Like I said, she's wet all of her underneath (not just her rear) and it smells a bit but this may just be from being soaked 24/7.
The other rat is messy on her top where she is laying on her and appears to be coming out of her mouth.

We have tried drying and cleaning her several times and it just comes back.

Has anybody experienced this before?
Can anybody suggest what it may be?

Greatly appreciated any replies received.

Thanks,

Tom,


----------



## Tom (Aug 1, 2010)

Any ideas please?
I am desperate


----------



## ema-leigh (Jan 24, 2010)

I would have her x rayed to see if there are any lumps against the brain or spine... it could be neurological. Does she get around okay? OR just sit there drooling?

It could be a lump in her mouth, abscessed teeth.... ??? I would get a second opinion with a experienced exotic vet. 

Is she loosing weight? I would give her soft food as well in case it is hard for her to eat.


----------



## Tom (Aug 1, 2010)

Someone responded, im not alone! =( Ty

She seems happy in herself and is running around and interested in whats going on.

My vet deals with exotic pets (she is the 4th one ive tried in a large area because all others were not as experienced, so I think she is the best i've got).

The vet has looked in her mouth before and said she could see only what looks like a cut.

Her weight seems ok, and ive been feeding her on baby food for past couple of weeks just in case there is something wrong mouth wise.

The only thing the vet said it could be is that it may be a growth (and that it is hard to tell the difference between a cut and a growth) and that this would signal the end of her life as they cant do surgery as rats mouths are small and have a lot of blood flow through there. =(

I will suggest xray to the vet asap. Thanks for suggestion.

Please, I welcome as much feedback from as many people as possible as I dont want to lose my rat, but equally as much I dont want her suffering (I would be pretty depressed if i was soaked all the time).

Thanks again,


----------



## Brian (Jul 25, 2010)

Are you sure that she is not just running through her water bowl(like 100% possitive) because she might just have a cut in her mouth that has nothing to do with it. Just a suggestion, I'm going to be a new owner but just be possitive that's what it is before. You prolly already checked but I'm tryin :-\


----------



## ema-leigh (Jan 24, 2010)

Did you ask how big? deep the cut was?
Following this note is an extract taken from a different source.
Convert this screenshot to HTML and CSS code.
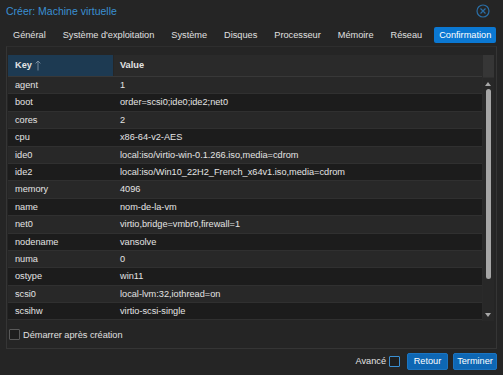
FILE: index.html
```html
<!DOCTYPE html>
<html lang="fr">
<head>
<meta charset="utf-8">
<link rel="stylesheet" href="styles.css">
</head>
<body>
<div class="dialog">
  <div class="titlebar">
    <span class="title">Créer: Machine virtuelle</span>
    <svg class="close" width="14" height="14" viewBox="0 0 14 14">
      <circle cx="7" cy="7" r="6" fill="none" stroke="#2a6ea6" stroke-width="1.2"/>
      <path d="M4.5 4.5 L9.5 9.5 M9.5 4.5 L4.5 9.5" stroke="#2a6ea6" stroke-width="1.2"/>
    </svg>
  </div>
  <div class="tabs">
    <span class="tab">Général</span>
    <span class="tab">Système d'exploitation</span>
    <span class="tab">Système</span>
    <span class="tab">Disques</span>
    <span class="tab">Processeur</span>
    <span class="tab">Mémoire</span>
    <span class="tab">Réseau</span>
    <span class="tab active">Confirmation</span>
  </div>
  <div class="panel">
    <div class="grid">
      <div class="table">
        <div class="row head">
          <div class="c key sorted">Key
            <svg class="arrow" width="6" height="11" viewBox="0 0 6 11">
              <path d="M3 10.5 V1 M0.6 3.4 L3 1 L5.4 3.4" fill="none" stroke="#7f93a5" stroke-width="0.9"/>
            </svg>
          </div>
          <div class="c val">Value</div>
        </div>
        <div class="row"><div class="c key">agent</div><div class="c val">1</div></div>
        <div class="row alt"><div class="c key">boot</div><div class="c val">order=scsi0;ide0;ide2;net0</div></div>
        <div class="row"><div class="c key">cores</div><div class="c val">2</div></div>
        <div class="row alt"><div class="c key">cpu</div><div class="c val">x86-64-v2-AES</div></div>
        <div class="row"><div class="c key">ide0</div><div class="c val">local:iso/virtio-win-0.1.266.iso,media=cdrom</div></div>
        <div class="row alt"><div class="c key">ide2</div><div class="c val">local:iso/Win10_22H2_French_x64v1.iso,media=cdrom</div></div>
        <div class="row"><div class="c key">memory</div><div class="c val">4096</div></div>
        <div class="row alt"><div class="c key">name</div><div class="c val">nom-de-la-vm</div></div>
        <div class="row"><div class="c key">net0</div><div class="c val">virtio,bridge=vmbr0,firewall=1</div></div>
        <div class="row alt"><div class="c key">nodename</div><div class="c val">vansolve</div></div>
        <div class="row"><div class="c key">numa</div><div class="c val">0</div></div>
        <div class="row alt"><div class="c key">ostype</div><div class="c val">win11</div></div>
        <div class="row"><div class="c key">scsi0</div><div class="c val">local-lvm:32,iothread=on</div></div>
        <div class="row alt"><div class="c key">scsihw</div><div class="c val">virtio-scsi-single</div></div>
      </div>
      <div class="scroll">
        <div class="scroll-head"></div>
        <div class="track">
          <span class="up"></span>
          <span class="thumb"></span>
          <span class="down"></span>
        </div>
      </div>
    </div>
    <label class="start">
      <span class="box"></span>
      <span>Démarrer après création</span>
    </label>
  </div>
  <div class="footer">
    <span class="adv">Avancé</span>
    <span class="box blue"></span>
    <span class="btn back">Retour</span>
    <span class="btn finish">Terminer</span>
  </div>
</div>
</body>
</html>
```

FILE: styles.css
```css
html, body {
  margin: 0;
  padding: 0;
  background: #252525;
}
body {
  font-family: "Liberation Sans", Arial, sans-serif;
  font-size: 9.2px;
  color: #e4e4e4;
}
.dialog {
  width: 503px;
  height: 375px;
  display: flex;
  flex-direction: column;
  background: #252525;
}
.titlebar {
  height: 21px;
  flex: none;
  display: flex;
  align-items: center;
  justify-content: space-between;
  padding: 0 13px 0 6px;
}
.title {
  font-size: 10.5px;
  color: #3a8fd2;
}
.close {
  margin-top: 1px;
}
.tabs {
  height: 25px;
  flex: none;
  display: flex;
  align-items: center;
  gap: 7px;
  padding-left: 8px;
  padding-top: 2px;
  box-sizing: border-box;
}
.tab {
  height: 16px;
  line-height: 16px;
  padding: 0 5px;
  color: #e0e0e0;
  border-radius: 2px;
}
.tab.active {
  background: #0b78d2;
  color: #ffffff;
}
.panel {
  height: 303px;
  flex: none;
  box-sizing: border-box;
  margin: 0 6px;
  border: 1px solid #353535;
  border-top-color: #2e2e2e;
  padding: 8px 2px 0 1px;
  display: flex;
  flex-direction: column;
}
.grid {
  display: flex;
  height: 266px;
  flex: none;
}
.table {
  flex: 1;
}
.row {
  display: flex;
  height: 16.4px;
  line-height: 16.4px;
  background: #282828;
  border-bottom: 1px solid #303030;
}
.row.alt {
  background: #1c1c1c;
}
.row.head {
  height: 21px;
  line-height: 21px;
  background: #2a2a2a;
  border-bottom: 1px solid #383838;
  font-weight: bold;
}
.c {
  padding-left: 7px;
  white-space: nowrap;
}
.key {
  width: 98px;
}
.sorted {
  background: #1d3a52;
  display: flex;
  align-items: center;
  gap: 3px;
}
.head .val {
  border-left: 1px solid #262626;
  padding-left: 6px;
}
.arrow {
  margin-top: -1px;
}
.val {
  flex: 1;
}
.scroll {
  width: 11px;
  display: flex;
  flex-direction: column;
  border-left: 1px solid #2a2a2a;
}
.scroll-head {
  height: 22px;
  background: #363636;
  border-bottom: 1px solid #2f2f2f;
}
.track {
  flex: 1;
  position: relative;
  background: #282828;
}
.up, .down {
  position: absolute;
  left: 2px;
  width: 0;
  height: 0;
  border-left: 3.5px solid transparent;
  border-right: 3.5px solid transparent;
}
.up {
  top: 4px;
  border-bottom: 4px solid #a8a8a8;
}
.down {
  bottom: 4px;
  border-top: 4px solid #a8a8a8;
}
.thumb {
  position: absolute;
  left: 3px;
  width: 5px;
  top: 11px;
  height: 190px;
  background: #a6a6a6;
  border-radius: 3px;
}
.start {
  display: flex;
  align-items: center;
  gap: 3px;
  height: 27px;
  padding-left: 1px;
  color: #e0e0e0;
}
.box {
  width: 9px;
  height: 9px;
  border: 1px solid #5a5a5a;
  border-radius: 1px;
  background: #1e1e1e;
  display: inline-block;
}
.box.blue {
  border-color: #3a8fd2;
  margin-top: 3px;
}
.footer {
  flex: 1;
  display: flex;
  align-items: flex-start;
  justify-content: flex-end;
  padding: 4px 6px 0 0;
}
.adv {
  margin-right: 3px;
  line-height: 17px;
}
.btn {
  height: 17px;
  line-height: 15px;
  padding: 0;
  background: #0e67b4;
  color: #ffffff;
  border-radius: 2px;
  border: 1px solid #1b74c0;
  box-sizing: border-box;
  text-align: center;
}
.back {
  width: 41px;
  margin-left: 7px;
}
.finish {
  width: 44px;
  margin-left: 5px;
}
```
Maybe its not healing and require a few stitches? 

I have heard of inflammation of the saliva glands to cause excessive drooling before ???


At this point, I would be seeking specialists worldwide even if its just for their opinion over email. Your vet should be doing this too.


----------



## Tom (Aug 1, 2010)

Talked to vet and Ruby is going in Monday for her to have another look, she is going to try and take a picture for me to see it (she will need to be knocked out).

She said a xray wouldnt see lumps or tumors (but thanks for suggestion anyway).
She said she checked her teeth and they were very good.
Asked about inflamation of saliva glands and she said that they are fine.

Ive asked her to try stitching if she thinks it isnt a growth and still looks like a cut.

We are now worried it might be a growth and this will probably go badly.

@Brian, yes positive shes not doing this as she developed the issue before she had a water bowl (she only has a water bowl now to reduce strain on her mouth/tongue as its damaged).

Its a worry and im a bit down heartened that no one else seems to have experienced this (I have spent many hours searching the net).

But, thanks for all suggestions, and will welcome anymore.

Tom,


----------



## ema-leigh (Jan 24, 2010)

Tumors will show up on an x ray.
http://pet-diseases.suite101.com/article.cfm/tumors_diagnosis_in_pet_rats

If it is a tumor it will help the vet know where exactly it is and if it is attached to anything important. For spinal and possible neurological issues I ALWAYS get an x ray. Even if it rules it out, its worth it. 

It may be a growth, or it may just be the cut! Is she loosing condition or weight? IF not, it may just be a cut in a bad location. Like when you get a paper cut on your finger tip and it REALLY hurts you! Mouth wounds can take a while to heal because they are constantly wet and she is constantly using her mouth.


----------



## Tom (Aug 1, 2010)

Update, Ruby is back from vets, vet has had another look and the cut is still there but it is healing although slowly.

I think from what she is saying, I now realise how bad the cut was, so I have to be more patient.

She is on more painkillers now.

Thank you to everyone who posted, its greatly appreciated, hopefully it will heal soon.

Tom,

PS, @ema-leigh, Rubys weight is good and I think it is just a bad cut, thanks for your input, as said before, its much appreciated.


----------



## lilspaz68 (Feb 24, 2007)

Has your vet any clue HOW Ruby got a cut in her mouth? Did your vet check not only her incisors but her molars as well? Mouth issues often cause salivation.

I have seen excess salivation but only down the chin and down the chest and front legs, NOT the belly etc. And this was from Choking.

Have you tried antibiotics for any possible infection, have you tried pain meds for any discomfort? 


X-rays can tell you a lot. Bronwen had a slight swelling in her face and we did x-ray's first

Good side of her head









Bad side, see the gnarly molars and also the faint impression in front of them? That's a tumor.









then my vet put a scope down her throat (after anesthetizing her) and we saw this









Bronny was put on pain meds and sent home until it was time to be pts.


----------